Purchase Money Security Interest: Customer grants to Gibbs Interwire and Gibbs Interwire retains a purchase money security interest in the Product. Customer agrees to cooperate with Gibbs Interwire to perfect Gibbs Interwire’s security interest. Customer authorizes Gibbs Interwire to file any such instruments, including without limitation, any UCC Financing Statements without Customer’s signature or on behalf of Customer as Customer’s irrevocably appointed attorney-in-fact.
Warranty & Limitation of Liability:
As to Products which have not been processed by Gibbs Interwire prior to the sale to Customer, Product warranties, if any, are provided exclusively by the manufacturer and Gibbs Interwire makes no warranties whatsoever. As to Products that have been processed in some manner by Gibbs Interwire, Gibbs Interwire warrants only that such processing has been performed in accordance with Gibbs Interwire’s specifications if such exists, or, if not, industry standards. Gibbs Interwire is not responsible and makes no warranties, for material provided to Gibbs Interwire for processing. In any event, Gibbs Interwire’s warranty obligation is limited to defects of which Gibbs Interwire is notified in writing within 30 days and at the option of Gibbs Interwire, to either (i) Gibbs Interwire refunding the original purchase price of the defective Product or (ii) Gibbs Interwire replacing or repairing such defective Product. No claim shall be allowed for Product that has been processed in any manner or has been damaged as a result of Customer mishandling or improper use.
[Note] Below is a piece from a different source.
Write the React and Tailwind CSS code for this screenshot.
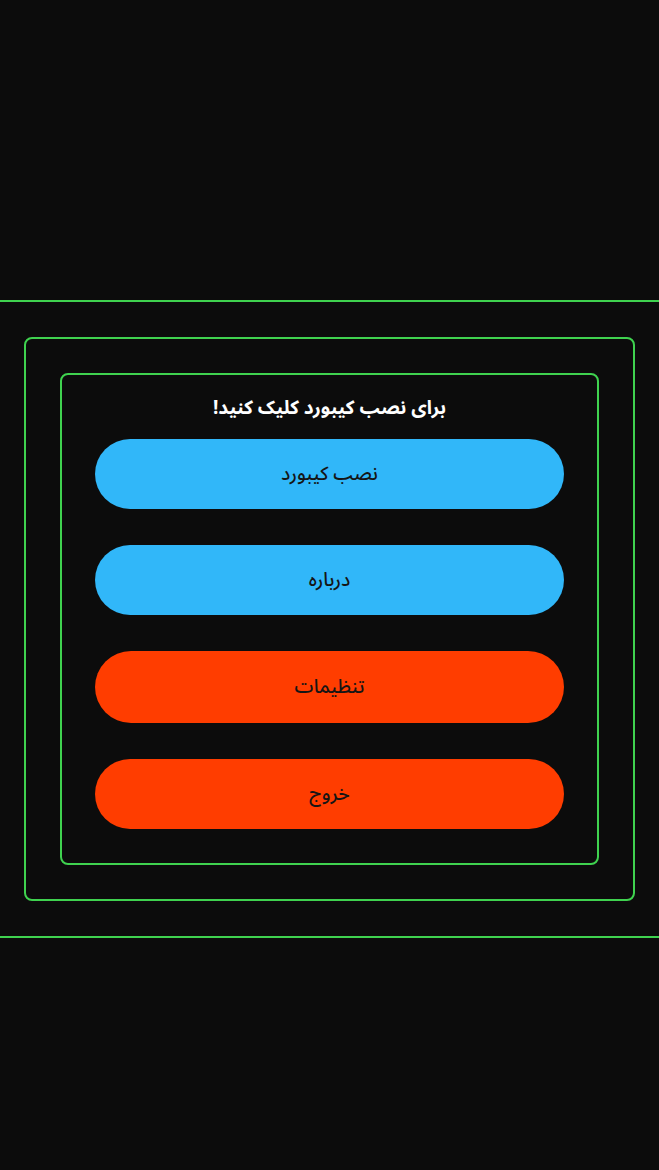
export default function App() {
  const buttons = [
    { label: "نصب کیبورد", cls: "bg-[#31b7f9] h-[70px]" },
    { label: "درباره", cls: "bg-[#31b7f9] h-[70px]" },
    { label: "تنظیمات", cls: "bg-[#ff3d00] h-[72px]" },
    { label: "خروج", cls: "bg-[#ff3d00] h-[70px]" },
  ];

  return (
    <div
      dir="rtl"
      className="min-h-[1170px] w-full bg-[#0c0c0c] pt-[300px]"
      style={{ fontFamily: '"Noto Sans Arabic", "DejaVu Sans", sans-serif' }}
    >
      <div className="border-y-2 border-[#3fd24f] px-6 py-[35px]">
        <div className="rounded-lg border-2 border-[#3fd24f] p-[34px]">
          <div className="rounded-lg border-2 border-[#3fd24f] px-[33px] pt-[18px] pb-[34px]">
            <h1 className="mb-4 text-center text-[19px] font-bold leading-[30px] text-white">
              برای نصب کیبورد کلیک کنید!
            </h1>
            <div className="flex flex-col gap-9">
              {buttons.map((b) => (
                <button
                  key={b.label}
                  className={`${b.cls} flex w-full items-center justify-center rounded-full text-[19px] font-medium text-[#151515]`}
                >
                  {b.label}
                </button>
              ))}
            </div>
          </div>
        </div>
      </div>
    </div>
  );
}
EXCEPT AS EXPRESSLY PROVIDED IN THIS SECTION, GIBBS INTERWIRE MAKES NO EXPRESS OR IMPLIED WARRANTY (INCLUDING, WITHOUT LIMITATION, THE WARRANTIES OR MERCHANTABILITY, FITNESS FOR A PARTICULAR PURPOSE OR FROM ANY COURSE OF DEALING OR TRADE USAGE) REGARDING THE PRODUCTS.
UNDER NO CIRCUMSTANCE SHALL GIBBS INTERWIRE HAVE ANY LIABILITY FOR LOSS OF USE OR FOR ANY INDIRECT, CONSEQUENTIAL OR SPECIAL DAMAGES (INCLUDING WITHOUT LIMITATION, DAMAGES FOR LOSS OF BUSINESS PROFITS, BUSINESS INTERRUPTION OR ANY OTHER LOSS) TO CUSTOMER OR TO ANY OTHER PERSON, FIRM, COMPANY OR OTHER ENTITY. CUSTOMER AGREES TO INDEMNIFY AND SAVE GIBBS INTERWIRE HARMLESS FROM EACH AND EVERY CLAIM, ACTION, OR PROCEEDING, MADE OR BROUGHT BY ANY OTHER PERSON, FIRM, COMPANY OR OTHER ENTITY SEEKING ANY RECOVERY OR RELEIF ARISING OUT OF THE SALE BY GIBBS INTERWIRE TO CUSTOMER OF THE PRODUCT.
Excusable Delay or Nonperformance: Gibbs Interwire shall not be liable for delay or failure in performance due to fires, floods, strikes or other differences with workers, accidents, unexpected or unusual increases in the cost of procuring the material being supplied to Customer, labor or material or transportation shortages, war (declared or undeclared), terrorist activities, riot, government orders or regulations (including Governmental delay in license issuance), legal interference or prohibitions, commercial impracticability, defaults on the part of suppliers, or other causes beyond Gibbs Interwire’s reasonable control.
Gibbs Interwire may, without prejudice to any other rights it may have, by notice in writing via mail or facsimile to Customer, terminate any order if (i) Customer commits any breach of any of the terms of any order with Gibbs Interwire or (ii) Gibbs Interwire has a reasonable concern regarding Customer’s ability to pay its debts as and when they become due and payable and Customer refuses, or is unable, to produce adequate assurances of performance.
Customer agrees that if it is necessary to enforce-collection of any amount due and unpaid on order, Gibbs Interwire shall be entitle to recover reasonable legal and other collection costs as well as interest as set forth in Section 3.
Applicable Law: The rights and obligations of the parties under these Terms and Conditions of Sale shall be governed by the law of the state of New York, without regard to choice of law or conflicts principles of any jurisdiction. CUSTOMER CONSENTS TO THE NON-EXCLUSIVE JURISDICTION OF THE STATE AND FEDERAL COURTS IN WESTCHESTER COUNTY, NEW YORK FOR ANY CLAIMS CONCERNING PRODUCT SOLD TO CUSTOMER HEREUNDER.
Miscellaneous: These Terms and Conditions of Sale contain all of the terms and conditions with respect to the purchase and sale of Products sold by Gibbs Interwire to Customer. No other agreement, order, amendment, quotation or acknowledgement in any way purporting to modify any of the terms and conditions is binding upon Gibbs Interwire unless made in writing and signed by an authorized employee of Gibbs Interwire. If any terms or provision of these Terms and Conditions is found to be invalid, illegal, or unenforceable, the Terms and Conditions shall remain in full force and effect and such term shall be deemed stricken and replaced with an alternate term which, to the maximum extent possible, is enforceable and reflects the intent of the parties as set forth herein.